On 15 May 1948, the ongoing civil war transformed into an inter-state conflict between Israel and the Arab states, following the Israeli Declaration of Independence the previous day. A combined invasion by Egypt, Jordan and Syria, together with expeditionary forces from Iraq, entered Palestine – Jordan having declared privately to Yishuv emissaries on 2 May that it would abide by a decision not to attack the Jewish state. The invading forces took control of the Arab areas and immediately attacked Israeli forces and several Jewish settlements. The 10 months of fighting, interrupted by several truce periods, took place mostly on the former territory of the British Mandate and for a short time also in the Sinai Peninsula and southern Lebanon.
As a result of the war, the State of Israel controlled both the area that the UN General Assembly Resolution 181 had recommended for the proposed Jewish state as well as almost 60% of the area of Arab state proposed by the 1948 Partition Plan, including the Jaffa, Lydda and Ramle area, Galilee, some parts of the Negev, a wide strip along the Tel Aviv–Jerusalem road, West Jerusalem and some territories in the West Bank.
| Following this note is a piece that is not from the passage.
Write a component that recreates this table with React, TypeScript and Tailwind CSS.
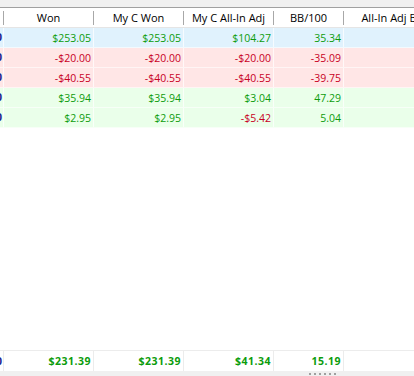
const cols = [
  { key: "won", title: "Won", w: "w-[90px]" },
  { key: "mycwon", title: "My C Won", w: "w-[90px]" },
  { key: "adj", title: "My C All-In Adj", w: "w-[90px]" },
  { key: "bb", title: "BB/100", w: "w-[70px]" },
];

type Row = { bg: string; vals: string[] };

const rows: Row[] = [
  { bg: "bg-[#e0f2fd]", vals: ["$253.05", "$253.05", "$104.27", "35.34"] },
  { bg: "bg-[#ffe6e6]", vals: ["-$20.00", "-$20.00", "-$20.00", "-35.09"] },
  { bg: "bg-[#ffe6e6]", vals: ["-$40.55", "-$40.55", "-$40.55", "-39.75"] },
  { bg: "bg-[#eaffea]", vals: ["$35.94", "$35.94", "$3.04", "47.29"] },
  { bg: "bg-[#eaffea]", vals: ["$2.95", "$2.95", "-$5.42", "5.04"] },
];

const totals = ["$231.39", "$231.39", "$41.34", "15.19"];

function valColor(v: string) {
  return v.startsWith("-") ? "text-[#c8001e]" : "text-[#0c9c0c]";
}

function EdgeCell({ cls }: { cls: string }) {
  return (
    <div className={`w-[4px] shrink-0 overflow-hidden flex justify-end items-center border-r ${cls}`}>
      <span className="text-[#1c2390] font-bold pr-[1px] whitespace-nowrap">0</span>
    </div>
  );
}

export default function App() {
  return (
    <div
      className="w-[414px] h-[376px] bg-white overflow-hidden flex flex-col text-[10.5px] leading-none"
      style={{ fontFamily: '"Open Sans", "Noto Sans", sans-serif' }}
    >
      <div className="h-[7px] shrink-0 bg-[#f0f0f0]" />
      <div className="h-[1px] shrink-0 bg-[#a0a0a0]" />

      {/* header */}
      <div className="h-[20px] shrink-0 flex bg-white border-b border-[#e5e5e5] text-black text-[11px]">
        <div className="w-[4px] shrink-0 flex items-center justify-end">
          <div className="w-[1px] h-[14px] bg-[#a8a8a8]" />
        </div>
        {cols.map((c) => (
          <div key={c.key} className={`${c.w} shrink-0 flex items-center`}>
            <div className="flex-1 text-center whitespace-nowrap">{c.title}</div>
            <div className="w-[1px] h-[14px] bg-[#a8a8a8]" />
          </div>
        ))}
        <div className="w-[120px] shrink-0 flex items-center justify-center whitespace-nowrap">
          All-In Adj BB/100
        </div>
      </div>

      {/* rows */}
      {rows.map((r, i) => (
        <div key={i} className={`h-[20px] shrink-0 flex ${r.bg} border-b border-white/60`}>
          <EdgeCell cls="border-white/70" />
          {r.vals.map((v, j) => (
            <div
              key={j}
              className={`${cols[j].w} shrink-0 flex items-center justify-end pr-[2px] pt-[1px] border-r border-white/70 ${valColor(v)}`}
            >
              {v}
            </div>
          ))}
          <div className="flex-1" />
        </div>
      ))}

      <div className="flex-1" />

      {/* totals */}
      <div className="h-[21px] shrink-0 flex bg-white border-t border-[#ececec] font-bold">
        <EdgeCell cls="border-[#ececec]" />
        {totals.map((v, j) => (
          <div
            key={j}
            className={`${cols[j].w} shrink-0 flex items-center justify-end pr-[2px] tracking-[0.5px] border-r border-[#ececec] text-[#0c9c0c]`}
          >
            {v}
          </div>
        ))}
        <div className="flex-1" />
      </div>

      {/* bottom bar with grip */}
      <div className="h-[5px] shrink-0 bg-[#f0f0f0] flex items-end">
        <div className="ml-[309px] flex gap-[3px] pb-[1px]">
          {[0, 1, 2, 3, 4, 5].map((d) => (
            <div key={d} className="w-[2px] h-[2px] bg-[#a0a0a0]" />
          ))}
        </div>
      </div>
    </div>
  );
}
Transjordan took control of the remainder of the former British mandate, which it annexed, and the Egyptian military took control of the Gaza Strip. At the Jericho Conference on 1 December 1948, 2,000 Palestinian delegates called for unification of Palestine and Transjordan as a step toward full Arab unity. No state was created for the Palestinian Arabs.
The conflict triggered significant demographic change throughout the Middle East. Around 700,000 Palestinian Arabs fled or were expelled from their homes in the area that became Israel, and they became Palestinian refugees in what they refer to as Al-Nakba ("the catastrophe"). In the three years following the war, about 700,000 Jews immigrated to Israel, with many of them having been expelled from their previous countries of residence in the Middle East.